Exercise goal.
Gather up all lines that carry the word "Tailwind".

____

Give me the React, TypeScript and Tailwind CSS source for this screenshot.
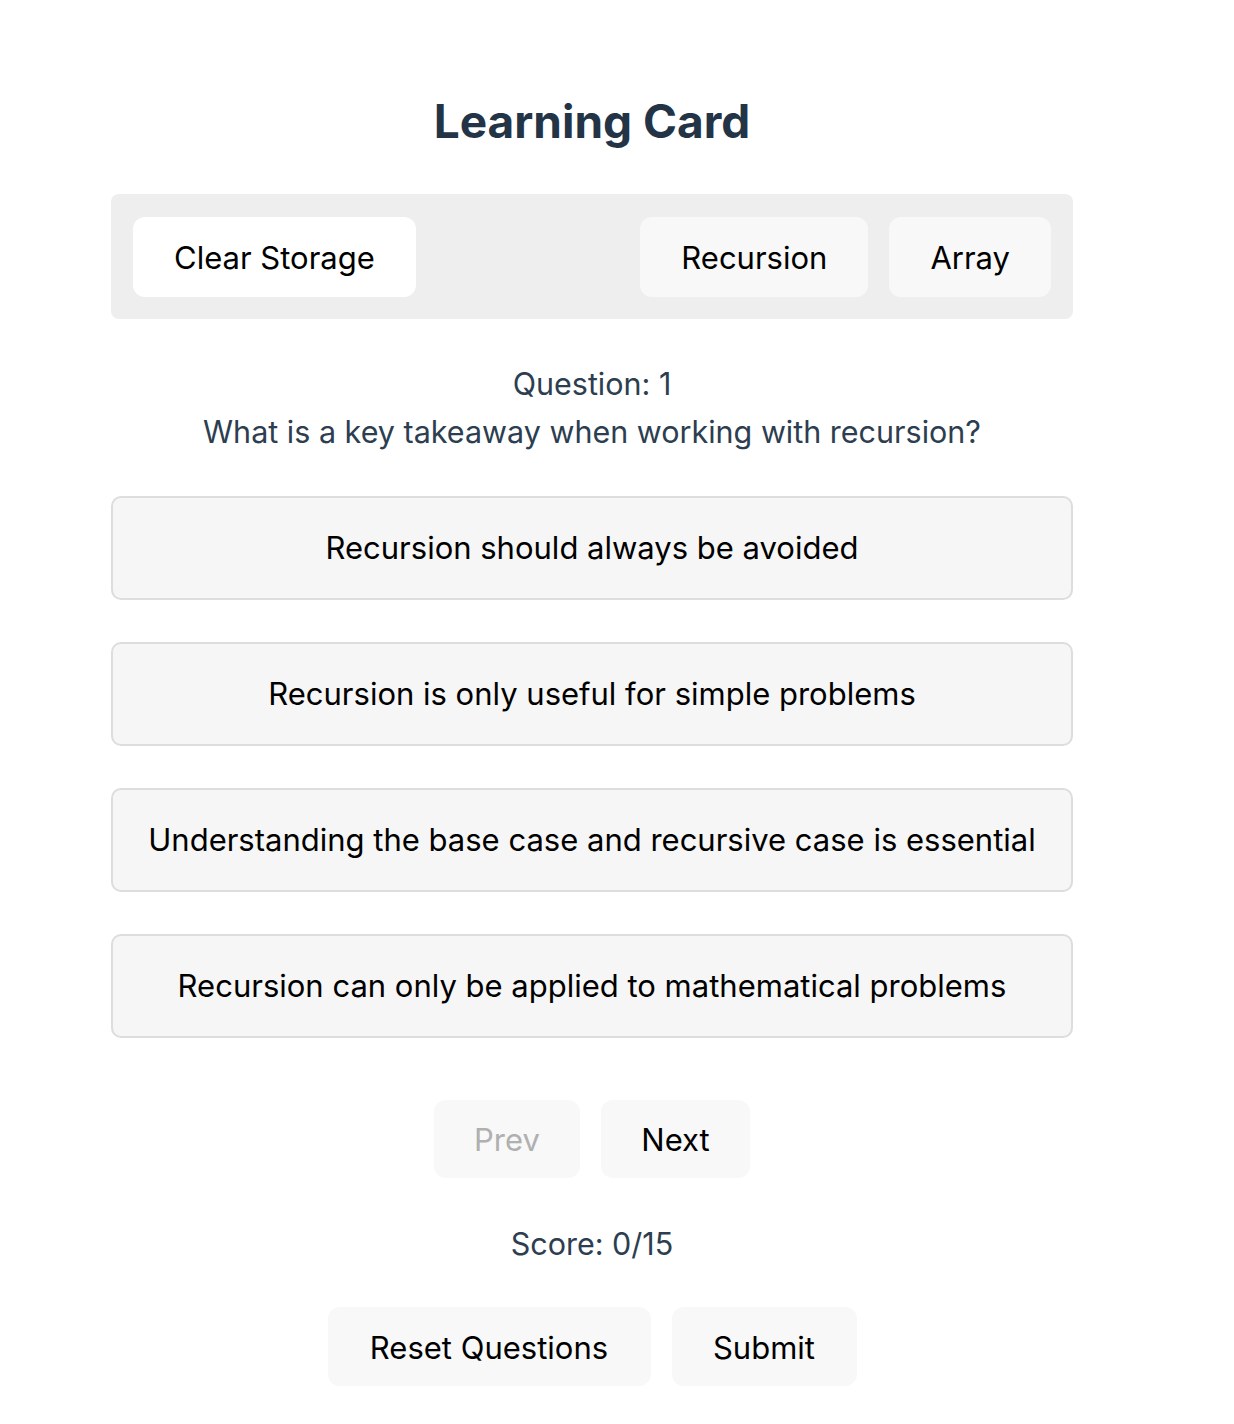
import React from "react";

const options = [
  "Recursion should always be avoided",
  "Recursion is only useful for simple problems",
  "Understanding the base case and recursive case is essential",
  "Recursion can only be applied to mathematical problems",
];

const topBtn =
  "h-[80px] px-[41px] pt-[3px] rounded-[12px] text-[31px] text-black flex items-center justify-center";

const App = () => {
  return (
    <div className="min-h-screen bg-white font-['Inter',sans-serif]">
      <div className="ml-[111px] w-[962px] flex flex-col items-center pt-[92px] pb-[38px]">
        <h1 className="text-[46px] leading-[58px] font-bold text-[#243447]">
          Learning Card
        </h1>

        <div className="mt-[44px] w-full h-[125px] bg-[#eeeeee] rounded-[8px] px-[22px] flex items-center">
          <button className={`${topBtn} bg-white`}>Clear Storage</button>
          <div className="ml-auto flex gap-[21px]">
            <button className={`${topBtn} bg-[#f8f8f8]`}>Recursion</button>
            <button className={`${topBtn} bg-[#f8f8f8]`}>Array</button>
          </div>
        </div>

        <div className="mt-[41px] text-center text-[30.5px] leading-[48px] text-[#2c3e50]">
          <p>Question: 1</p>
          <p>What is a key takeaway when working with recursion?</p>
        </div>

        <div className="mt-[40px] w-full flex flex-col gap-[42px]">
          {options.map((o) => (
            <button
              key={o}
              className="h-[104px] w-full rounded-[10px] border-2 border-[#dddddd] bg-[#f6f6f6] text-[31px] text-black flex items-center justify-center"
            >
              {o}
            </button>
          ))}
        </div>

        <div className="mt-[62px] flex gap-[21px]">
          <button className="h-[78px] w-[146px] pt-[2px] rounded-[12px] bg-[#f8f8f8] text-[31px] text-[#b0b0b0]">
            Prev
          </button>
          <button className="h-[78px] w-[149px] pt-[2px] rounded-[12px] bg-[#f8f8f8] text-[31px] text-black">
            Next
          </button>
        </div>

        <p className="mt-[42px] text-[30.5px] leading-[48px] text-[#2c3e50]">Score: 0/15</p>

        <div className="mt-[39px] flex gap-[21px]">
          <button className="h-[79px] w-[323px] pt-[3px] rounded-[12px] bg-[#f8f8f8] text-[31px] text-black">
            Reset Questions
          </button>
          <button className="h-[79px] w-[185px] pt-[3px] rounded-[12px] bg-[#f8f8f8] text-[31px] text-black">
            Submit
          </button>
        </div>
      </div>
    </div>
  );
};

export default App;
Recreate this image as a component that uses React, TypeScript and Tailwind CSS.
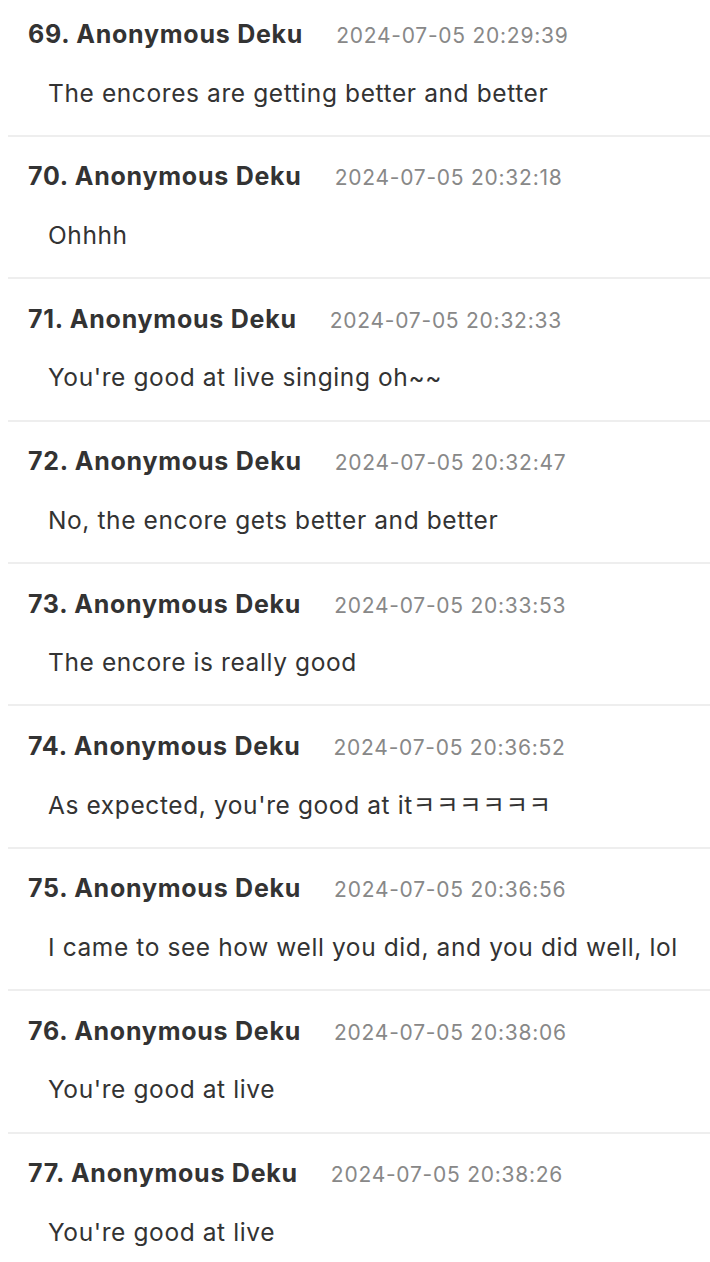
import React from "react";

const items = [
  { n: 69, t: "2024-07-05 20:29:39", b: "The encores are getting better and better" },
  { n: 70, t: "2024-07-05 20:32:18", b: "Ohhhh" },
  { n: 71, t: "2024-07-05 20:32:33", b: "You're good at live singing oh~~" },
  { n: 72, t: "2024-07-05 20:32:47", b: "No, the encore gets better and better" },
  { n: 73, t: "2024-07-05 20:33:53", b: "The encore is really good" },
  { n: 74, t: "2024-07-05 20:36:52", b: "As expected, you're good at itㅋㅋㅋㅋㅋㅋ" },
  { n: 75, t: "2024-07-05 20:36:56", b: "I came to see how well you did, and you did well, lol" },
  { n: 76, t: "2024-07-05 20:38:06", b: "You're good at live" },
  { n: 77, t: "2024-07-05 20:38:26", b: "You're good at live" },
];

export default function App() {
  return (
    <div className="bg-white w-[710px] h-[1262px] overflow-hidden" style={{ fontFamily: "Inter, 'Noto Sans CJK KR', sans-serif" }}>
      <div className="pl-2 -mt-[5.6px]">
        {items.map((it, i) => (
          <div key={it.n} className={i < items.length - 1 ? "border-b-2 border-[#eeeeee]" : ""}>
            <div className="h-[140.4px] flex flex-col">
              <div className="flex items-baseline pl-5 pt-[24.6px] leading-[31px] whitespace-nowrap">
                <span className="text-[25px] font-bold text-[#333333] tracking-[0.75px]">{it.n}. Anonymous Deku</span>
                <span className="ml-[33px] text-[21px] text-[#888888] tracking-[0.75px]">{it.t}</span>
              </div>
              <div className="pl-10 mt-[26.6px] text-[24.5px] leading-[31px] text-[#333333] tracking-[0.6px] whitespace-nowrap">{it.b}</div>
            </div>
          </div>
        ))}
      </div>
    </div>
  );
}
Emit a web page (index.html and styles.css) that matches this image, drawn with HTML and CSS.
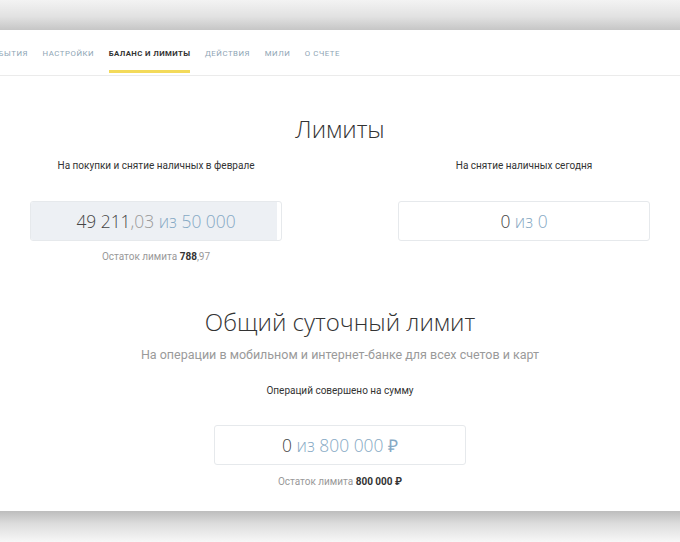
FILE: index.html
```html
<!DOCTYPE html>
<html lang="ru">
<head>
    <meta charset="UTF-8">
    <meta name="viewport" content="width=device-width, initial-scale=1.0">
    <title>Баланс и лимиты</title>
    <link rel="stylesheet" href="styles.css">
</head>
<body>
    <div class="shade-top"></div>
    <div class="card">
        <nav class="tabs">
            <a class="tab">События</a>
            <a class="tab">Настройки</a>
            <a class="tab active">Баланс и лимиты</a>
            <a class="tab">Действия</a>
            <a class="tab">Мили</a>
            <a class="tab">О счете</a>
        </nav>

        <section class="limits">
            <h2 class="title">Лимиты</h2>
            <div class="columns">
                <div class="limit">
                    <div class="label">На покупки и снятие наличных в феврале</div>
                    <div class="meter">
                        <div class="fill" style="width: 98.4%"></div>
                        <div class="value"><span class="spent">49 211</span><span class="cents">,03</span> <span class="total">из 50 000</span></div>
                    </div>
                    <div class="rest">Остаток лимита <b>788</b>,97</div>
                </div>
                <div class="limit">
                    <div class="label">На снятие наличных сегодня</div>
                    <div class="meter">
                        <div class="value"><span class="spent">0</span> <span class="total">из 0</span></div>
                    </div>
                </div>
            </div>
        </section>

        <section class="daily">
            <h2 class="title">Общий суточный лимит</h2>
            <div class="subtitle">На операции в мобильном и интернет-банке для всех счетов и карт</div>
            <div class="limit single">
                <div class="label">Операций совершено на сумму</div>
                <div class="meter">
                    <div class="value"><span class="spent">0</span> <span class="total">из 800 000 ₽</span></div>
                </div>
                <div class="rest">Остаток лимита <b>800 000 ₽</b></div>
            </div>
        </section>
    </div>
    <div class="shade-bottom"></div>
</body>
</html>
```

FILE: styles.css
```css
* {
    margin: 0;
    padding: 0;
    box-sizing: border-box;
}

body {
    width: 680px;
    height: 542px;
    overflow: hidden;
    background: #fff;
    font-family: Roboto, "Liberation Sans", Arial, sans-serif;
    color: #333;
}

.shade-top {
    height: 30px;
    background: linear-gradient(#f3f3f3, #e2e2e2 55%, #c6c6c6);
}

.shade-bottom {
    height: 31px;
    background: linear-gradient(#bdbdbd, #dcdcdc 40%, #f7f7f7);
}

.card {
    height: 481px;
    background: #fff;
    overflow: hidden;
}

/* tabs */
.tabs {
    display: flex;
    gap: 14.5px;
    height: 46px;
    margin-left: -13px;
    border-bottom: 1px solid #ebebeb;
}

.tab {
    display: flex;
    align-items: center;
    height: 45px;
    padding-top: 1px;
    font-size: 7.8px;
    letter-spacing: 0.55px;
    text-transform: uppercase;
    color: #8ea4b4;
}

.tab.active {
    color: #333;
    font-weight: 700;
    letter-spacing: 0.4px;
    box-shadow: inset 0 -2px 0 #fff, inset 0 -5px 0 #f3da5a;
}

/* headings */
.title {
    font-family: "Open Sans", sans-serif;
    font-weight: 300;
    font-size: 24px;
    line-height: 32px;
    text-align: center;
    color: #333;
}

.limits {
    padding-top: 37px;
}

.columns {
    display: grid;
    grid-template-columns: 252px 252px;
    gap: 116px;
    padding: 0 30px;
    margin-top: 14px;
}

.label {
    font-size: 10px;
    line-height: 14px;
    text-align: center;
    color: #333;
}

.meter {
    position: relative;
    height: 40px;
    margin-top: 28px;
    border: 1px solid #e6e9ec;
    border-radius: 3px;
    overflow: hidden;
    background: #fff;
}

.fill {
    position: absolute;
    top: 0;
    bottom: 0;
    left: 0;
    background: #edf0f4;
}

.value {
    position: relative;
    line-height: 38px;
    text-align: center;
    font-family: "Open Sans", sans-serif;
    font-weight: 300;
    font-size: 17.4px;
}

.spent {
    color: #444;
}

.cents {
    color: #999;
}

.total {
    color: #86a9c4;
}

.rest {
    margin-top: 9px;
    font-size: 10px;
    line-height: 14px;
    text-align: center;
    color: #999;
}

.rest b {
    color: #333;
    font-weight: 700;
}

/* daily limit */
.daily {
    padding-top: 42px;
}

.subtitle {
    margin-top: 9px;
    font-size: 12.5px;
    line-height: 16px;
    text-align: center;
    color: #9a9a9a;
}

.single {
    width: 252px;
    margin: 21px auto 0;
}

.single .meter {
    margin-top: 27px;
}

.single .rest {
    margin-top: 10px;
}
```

____

Exercise output.
Give me the React, TypeScript and Tailwind CSS source for this screenshot.
Recreate this image as a component that uses React, TypeScript and Tailwind CSS.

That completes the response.